#### WORK REQUIRED
Reproduce exactly, with no pictures, each line from the opening of the material down through the line containing "<webmail-page></webmail-page>".

#### DATA EXTRACT
————————
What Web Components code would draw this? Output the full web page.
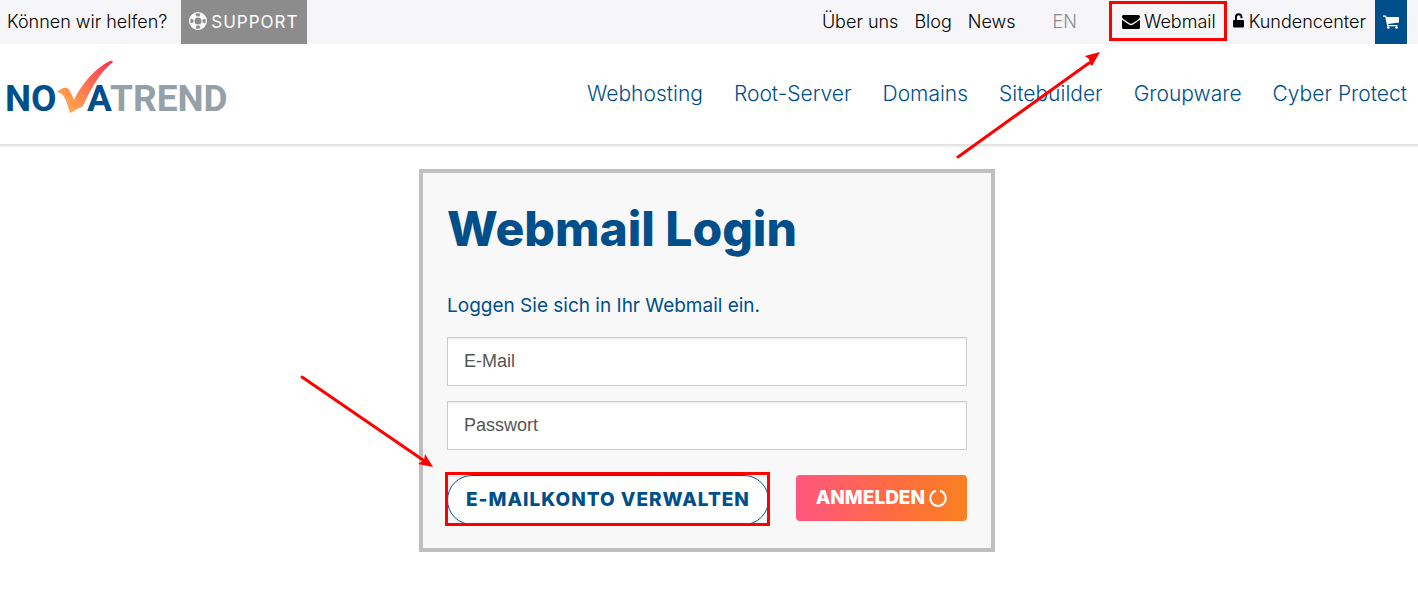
<!DOCTYPE html>
<html lang="de">
<head>
<meta charset="utf-8">
<title>Webmail Login</title>
<style>
  body { margin: 0; background: #fff; color: #111; font-family: Inter, "Open Sans", sans-serif; font-size: 18px; font-weight: 300; line-height: 24px; }
</style>
</head>
<body>
<webmail-page></webmail-page>

<template id="t-icon">
  <style>:host { display: inline-flex; flex: none; } svg { display: block; fill: currentColor; }</style>
</template>

<template id="t-topbar">
  <style>
    :host { display: flex; justify-content: space-between; background: #f6f6f9; padding: 0 11px 0 7px; height: 44px; }
    div { display: flex; align-items: stretch; }
    a, span { display: flex; align-items: center; color: #000; text-decoration: none; box-sizing: border-box; white-space: nowrap; }
    .left { gap: 14px; }
    .support { background: #8c8c8c; color: #fff; padding: 0 8px; gap: 4px; font-size: 17px; font-weight: 400; letter-spacing: 1px; }
    .links { gap: 16px; }
    .lang { color: #8c8c8c; margin: 0 45px 0 37px; }
    .webmail { gap: 4px; position: relative; margin-right: 17px; }
    .webmail::after { content: ""; position: absolute; inset: 1px -11px 3px -13px; border: 3px solid #f00; }
    .center { gap: 4px; }
    .cart { background: #004f8a; color: #fff; width: 32px; justify-content: center; margin-left: 9px; }
  </style>
  <div class="left">
    <span>Können wir helfen?</span>
    <a class="support" href="#support"><ui-icon name="ring"></ui-icon>SUPPORT</a>
  </div>
  <div>
    <div class="links"><a href="#about">Über uns</a><a href="#blog">Blog</a><a href="#news">News</a></div>
    <a class="lang" href="#en">EN</a>
    <a class="webmail" href="#webmail"><ui-icon name="mail"></ui-icon>Webmail</a>
    <a class="center" href="#center"><ui-icon name="lock"></ui-icon>Kundencenter</a>
    <a class="cart" href="#cart" aria-label="Warenkorb"><ui-icon name="cart"></ui-icon></a>
  </div>
</template>

<template id="t-header">
  <style>
    :host { display: flex; justify-content: space-between; position: relative; height: 100px; padding: 0 11px 0 7px; border-bottom: 2px solid #e4e4e4; box-shadow: 0 1px 1px #f4f4f4; }
    .logo { display: block; margin-top: 16px; }
    .logo svg { display: block; overflow: visible; }
    nav { display: flex; gap: 31px; margin-top: 37px; }
    nav a { color: #004f8a; text-decoration: none; font-size: 21px; line-height: 26px; white-space: nowrap; }
    .arrow { position: absolute; top: 8px; right: 316px; }
  </style>
  <a class="logo" href="#home" aria-label="Novatrend">
    <svg width="222" height="54" viewBox="0 0 222 54" font-family="Roboto, sans-serif" font-weight="700" font-size="37">
      <defs><linearGradient id="g" x1="0" y1="1" x2="1" y2="0"><stop offset=".2" stop-color="#ffa04c"/><stop offset="1" stop-color="#fa2f58"/></linearGradient></defs>
      <text x="-2" y="51" fill="#004f8a">NO</text>
      <text x="80" y="51" fill="#004f8a">A</text>
      <text x="103" y="51" fill="#95a1a8">TREND</text>
      <path d="M50 32 Q56 27 60 28 Q62 28 67 40 C74 25 88 8 103 1 Q105 0 106 2 C91 14 83 31 76 46 L63 53 C60 43 58 33 50 32Z" fill="url(#g)"/>
    </svg>
  </a>
  <nav>
    <a href="#hosting">Webhosting</a><a href="#root">Root-Server</a><a href="#domains">Domains</a><a href="#site">Sitebuilder</a><a href="#group">Groupware</a><a href="#cyber">Cyber Protect</a>
  </nav>
  <svg class="arrow" width="146" height="108" aria-hidden="true">
    <path d="M2 105L133 11" stroke="#f00" stroke-width="3" stroke-linecap="round"/><path d="M144 0L129 4L133 7L134 12L136 14Z" fill="#f00"/>
  </svg>
</template>

<template id="t-field">
  <style>
    :host { display: block; }
    input { display: block; box-sizing: border-box; width: 100%; height: 49px; border: 1px solid #ccc; border-radius: 0; background: #fff; box-shadow: inset 0 1px 1px #eee; padding: 0 16px 1px; font: 18px "Liberation Sans", Arial, sans-serif; color: #555; outline: 0; }
    input::placeholder { color: #555; opacity: 1; }
  </style>
  <input>
</template>

<template id="t-login">
  <style>
    :host { display: block; position: relative; box-sizing: border-box; width: 576px; max-width: 100%; border: 4px solid #bfbfbf; background: #f8f8f8; padding: 28px 24px 23px; color: #004f8a; }
    h1 { margin: 0; font-size: 48px; line-height: 56px; font-weight: 800; }
    p { margin: 36px 0 18px; font-size: 19px; line-height: 26px; font-weight: 400; }
    form { display: flex; flex-direction: column; gap: 15px; }
    .actions { display: flex; justify-content: space-between; align-items: flex-start; margin-top: 10px; }
    button { font: 800 19px/24px Inter, sans-serif; white-space: nowrap; cursor: pointer; }
    .marked { position: relative; }
    .marked::after { content: ""; position: absolute; inset: -3px -1px -1px -2px; border: 3px solid #f00; pointer-events: none; }
    .manage { display: block; height: 50px; padding: 0 18px; border: 1px solid #004f8a; border-radius: 25px; background: #fff; color: #004f8a; letter-spacing: 1px; }
    .submit { display: flex; align-items: center; gap: 4px; height: 46px; padding: 0 20px; border: 0; border-radius: 4px; background: linear-gradient(90deg, #ff5680, #ff6d3e 60%, #f98020); color: #fff; }
    .arrow { position: absolute; left: -124px; top: 199px; }
  </style>
  <h1>Webmail Login</h1>
  <p>Loggen Sie sich in Ihr Webmail ein.</p>
  <form>
    <login-field label="E-Mail" type="email"></login-field>
    <login-field label="Passwort" type="password"></login-field>
    <div class="actions">
      <div class="marked"><button class="manage" type="button">E-MAILKONTO VERWALTEN</button></div>
      <button class="submit" type="button">ANMELDEN<ui-icon name="spin"></ui-icon></button>
    </div>
  </form>
  <svg class="arrow" width="138" height="98" aria-hidden="true">
    <path d="M3 5L124 88" stroke="#f00" stroke-width="3" stroke-linecap="round"/><path d="M134 95L126 82L125 88L119 92Z" fill="#f00"/>
  </svg>
</template>

<template id="t-page">
  <style>
    :host { display: block; }
    main { display: flex; justify-content: center; padding: 23px 11px 48px 7px; }
  </style>
  <top-bar></top-bar>
  <site-header></site-header>
  <main><login-card></login-card></main>
</template>

<script>
const ICONS = {
  ring: [18, 20, '<path fill-rule="evenodd" d="M9 0a9 9 0 1 0 0 18A9 9 0 0 0 9 0zM6.4 1.8a7.7 7.7 0 0 1 5.2 0L10.3 4.6a5 5 0 0 0-2.6 0zM1.8 6.4L4.6 7.7a5 5 0 0 0 0 2.6L1.8 11.6a7.7 7.7 0 0 1 0-5.2zM16.2 6.4a7.7 7.7 0 0 1 0 5.2L13.4 10.3a5 5 0 0 0 0-2.6zM6.4 16.2L7.7 13.4a5 5 0 0 0 2.6 0L11.6 16.2a7.7 7.7 0 0 1-5.2 0zM9 5.500a3.500 3.500 0 1 1 0 7 3.500 3.500 0 0 1 0-7z"/>'],
  mail: [18, 14, '<path d="M1.500 0h15A1.500 1.500 0 0 1 18 1.500C18 3 16.500 4.200 15.500 5L11 8Q9 9.500 7 8L2 4.600C1 3.900 0 2.800 0 1.600A1.500 1.500 0 0 1 1.500 0zM0 4.700L6.500 9.200Q9 11.200 11.500 9.200L18 4.700V12.500A1.500 1.500 0 0 1 16.500 14h-15A1.500 1.500 0 0 1 0 12.500z"/>'],
  lock: [12, 18, '<path d="M2 7V4a3.700 3.700 0 0 1 7.400 0v1.300H7.500V4a1.800 1.800 0 0 0-3.600 0v3H10a1 1 0 0 1 1 1v5.500a1 1 0 0 1-1 1H1a1 1 0 0 1-1-1V8a1 1 0 0 1 1-1z"/>'],
  cart: [16, 14, '<path d="M0 .5h3.200l.4 1.500H16v5.500L5.200 8.900l.3 1.200H14.500v1.200H4.200L2.200 1.800H0z"/><circle cx="5.300" cy="12.500" r="1.300"/><circle cx="13.500" cy="12.500" r="1.300"/>'],
  spin: [18, 18, '<path d="M11 1.800a7.700 7.700 0 1 1-4 0" fill="none" stroke="currentColor" stroke-width="2"/>']
};

function build(el, id) {
  const root = el.attachShadow({ mode: 'open' });
  root.append(document.getElementById(id).content.cloneNode(true));
  return root;
}

customElements.define('ui-icon', class extends HTMLElement {
  connectedCallback() {
    if (this.shadowRoot) return;
    const [w, h, body] = ICONS[this.getAttribute('name')];
    build(this, 't-icon').innerHTML += `<svg width="${w}" height="${h}" viewBox="0 0 ${w} ${h}" aria-hidden="true">${body}</svg>`;
  }
});

customElements.define('login-field', class extends HTMLElement {
  connectedCallback() {
    if (this.shadowRoot) return;
    const input = build(this, 't-field').querySelector('input');
    input.type = this.getAttribute('type');
    input.placeholder = this.getAttribute('label');
    input.setAttribute('aria-label', this.getAttribute('label'));
  }
});

for (const [tag, id] of [['top-bar', 't-topbar'], ['site-header', 't-header'], ['login-card', 't-login'], ['webmail-page', 't-page']]) {
  customElements.define(tag, class extends HTMLElement {
    connectedCallback() { if (!this.shadowRoot) build(this, id); }
  });
}
</script>
</body>
</html>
————————
#### SOLUTION BELOW
What Web Components code would draw this? Output the full web page.
<!DOCTYPE html>
<html lang="de">
<head>
<meta charset="utf-8">
<title>Webmail Login</title>
<style>
  body { margin: 0; background: #fff; color: #111; font-family: Inter, "Open Sans", sans-serif; font-size: 18px; font-weight: 300; line-height: 24px; }
</style>
</head>
<body>
<webmail-page></webmail-page>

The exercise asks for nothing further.